Breakdowns in communication are a major source of burnout for people who take care of people living with dementia. When people who have dementia don't understand what is being done for them, they aren't appreciative of caregiver effort. They may become resistant, aggressive, or even violent. Communication makes a huge difference for both everyone involved.
Because of the progressive nature of the disease, it's not possible to restore abilities to communicate the way it sometimes is after stroke or traumatic brain injury. It is possible, however, to "treat the caregiver" to enable easier communications. You may not be able to change the patient, but you can change your approach.
Before you speak:
- Don't make assumptions about someone's ability to communicate before you have your first conversation with them. Especially in the early stages, dementia affects different people in very different ways.
- Make sure you can be heard. No television or loud conversations in the background. Get the person's full attention.
- Make sure the person you are caring for can see you. It's important that your face is well-lit.
- Try to avoid starting conversations when you are rushed. If you feel stressed, calm yourself before dealing with someone who has dementia.
- Think about what you are going to talk about before you start the conversation.
- When dealing with people who sundown, try to have important conversations in the morning.
- Make sure other needs (food, using the toilet, pain medication) are met before trying to have a conversation.
As you speak:
- Be calm. Avoid raising your voice unless it is to compensate for deafness.
- Speak clearly. Use short, simple sentences. Ask questions that have one-word answers.
- Don't talk about the person you are giving care as if they weren't there. Don't treat them like a child. Give them space to respond to you even if they have difficulty forming words. The inability to speak fluently does not always mean there is an inability to think fluently.

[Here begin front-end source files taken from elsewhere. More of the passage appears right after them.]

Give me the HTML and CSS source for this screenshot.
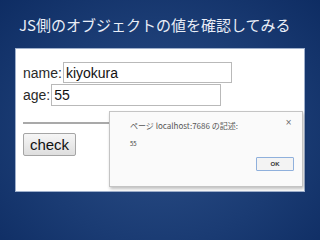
FILE: index.html
```html
<!DOCTYPE html>
<html lang="ja">
<head>
    <meta charset="UTF-8">
    <title>JS側のオブジェクトの値を確認してみる</title>
    <link rel="stylesheet" href="styles.css">
</head>
<body>
  <h1 class="slide-title">JS側のオブジェクトの値を確認してみる</h1>
  <div class="shot">
    <div class="row">
      <label class="label">name:</label>
      <input class="field name-field" type="text" value="kiyokura">
    </div>
    <div class="row">
      <label class="label">age:</label>
      <input class="field age-field" type="text" value="55">
    </div>
    <div class="rule"></div>
    <button class="check">check</button>

    <div class="dialog">
      <div class="dialog-head">
        <span class="dialog-title">ページ localhost:7686 の記述:</span>
        <span class="dialog-close">×</span>
      </div>
      <div class="dialog-msg">55</div>
      <div class="dialog-foot">
        <button class="ok">OK</button>
      </div>
    </div>
  </div>
</body>
</html>
```

FILE: styles.css
```css
html, body {
    margin: 0;
    width: 320px;
    height: 240px;
    overflow: hidden;
}
body {
    font-family: "Liberation Sans", Arial, sans-serif;
    background: radial-gradient(ellipse 75% 85% at 50% 55%, #2b4e87 0%, #1a3b73 55%, #0c2a60 100%);
}
.slide-title {
    margin: 0;
    height: 49px;
    padding-left: 19px;
    display: flex;
    align-items: center;
    font-family: "Noto Sans CJK JP", sans-serif;
    font-size: 15px;
    font-weight: normal;
    color: #e9eef7;
}
.shot {
    position: relative;
    margin: 0 16px;
    height: 142px;
    background-color: #fff;
    box-sizing: border-box;
    padding: 13px 7px 0 7px;
    box-shadow: 0 0 0 1px #9fb0cc;
}
.row {
    display: flex;
    align-items: center;
    margin-bottom: 1px;
}
.label {
    font-size: 14px;
    color: #2a2a2a;
    margin-right: 1px;
}
.field {
    box-sizing: border-box;
    height: 21px;
    margin: 0;
    padding: 0 2px;
    border: 1px solid #b9b9b9;
    font-family: "Liberation Sans", Arial, sans-serif;
    font-size: 14px;
    color: #111;
    outline: none;
}
.name-field {
    width: 169px;
}
.age-field {
    width: 170px;
    height: 22px;
}
.rule {
    margin-top: 16px;
    height: 2px;
    background-color: #a9a9a9;
}
.check {
    margin-top: 9px;
    width: 53px;
    height: 23px;
    padding: 0;
    font-family: "Liberation Sans", Arial, sans-serif;
    font-size: 15px;
    color: #111;
    background: linear-gradient(#f6f6f6, #dedede);
    border: 1px solid #a5a5a5;
    border-radius: 2px;
}
.dialog {
    position: absolute;
    left: 93px;
    top: 62px;
    width: 194px;
    height: 76px;
    box-sizing: border-box;
    background-color: #fafafa;
    border: 1px solid #c4c4c4;
    box-shadow: 1px 2px 3px rgba(0, 0, 0, 0.25);
    padding: 6px 8px 0 20px;
    font-family: "Noto Sans CJK JP", sans-serif;
    color: #555;
}
.dialog-head {
    display: flex;
    justify-content: space-between;
    align-items: flex-start;
}
.dialog-title {
    font-size: 8px;
    margin-top: 2px;
}
.dialog-close {
    font-family: "DejaVu Sans", sans-serif;
    font-size: 8px;
    color: #666;
    margin-right: 2px;
}
.dialog-msg {
    margin-top: 8px;
    font-size: 6px;
    color: #444;
}
.dialog-foot {
    display: flex;
    justify-content: flex-end;
    margin-top: 9px;
}
.ok {
    width: 38px;
    height: 14px;
    padding: 0;
    font-family: "Liberation Sans", Arial, sans-serif;
    font-size: 6px;
    font-weight: bold;
    color: #333;
    background: #f3f3f3;
    border: 1px solid #8fb0dc;
    border-radius: 1px;
}
```
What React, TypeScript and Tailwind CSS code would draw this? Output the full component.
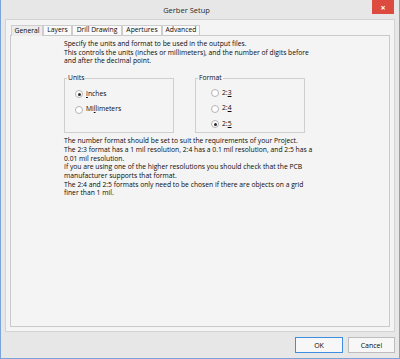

- Without being either self-deprecating or making fun of the person you are helping, include humor in your conversations. Allow patients to share good-natured humor with you.
- Include the dementia patients in conversations with others. This may mean long pauses while they formulate the sentences they wish to add to the conversation. There will be topics you can't politely discuss in their presence.
Keep in mind during your conversation:
- When someone who has dementia can't understand you, consider breaking down your comment or suggestion into smaller segments.
- Give people who are living with dementia choices, but not too many choices. Keep your conversation to "Would you prefer this or that?" rather than "What do you want if....?"
- Avoid questions that require nuanced answers, or that require explaining emotions or personal history or taking a stand on controversial issues. People who deal with major neurocognitive disorders may withdraw from you to deal with their frustration with their inability to speak in complex sentences.
- Avoid questions that require searching for vocabulary. For instance, ask "Would you like coffee or tea?" rather than "What would you like to drink?"
- When you aren't understood, rephrase, don't repeat. Asking the same question or making the same comment or giving the same instruction in slightly different language may jog the memory for vocabulary words. If someone doesn't understand you the first time, simply repeating yourself won't necessarily help them.
- Keep in mind that some people who have dementia find conversation tiring. When you sense conversation fatigue, keep the conversation short. Be alert to signs they are tired and want to do something else for a while.
- When someone who has dementia says something that is not true, look for the meaning behind their statement. Avoid directly contradicting them as much as possible. Suggest what you think they really want to find out if they just couldn't express themselves.
- When someone who has dementia makes an impossible request, such as saying they want to go to work, or they want to visit a deceased spouse or loved one, consider deeper meaning. For instance, if someone says they want to go back to their job, does that mean that they are bored? Worried about finances? Do they miss their old friends at work? Are they experiencing profound grief? Find possible answers for impossible desires.
- Be aware of veiled meanings. Suicide is not unknown in people in the early and middle stages of dementia. Take any indications of self-harm seriously but calmly.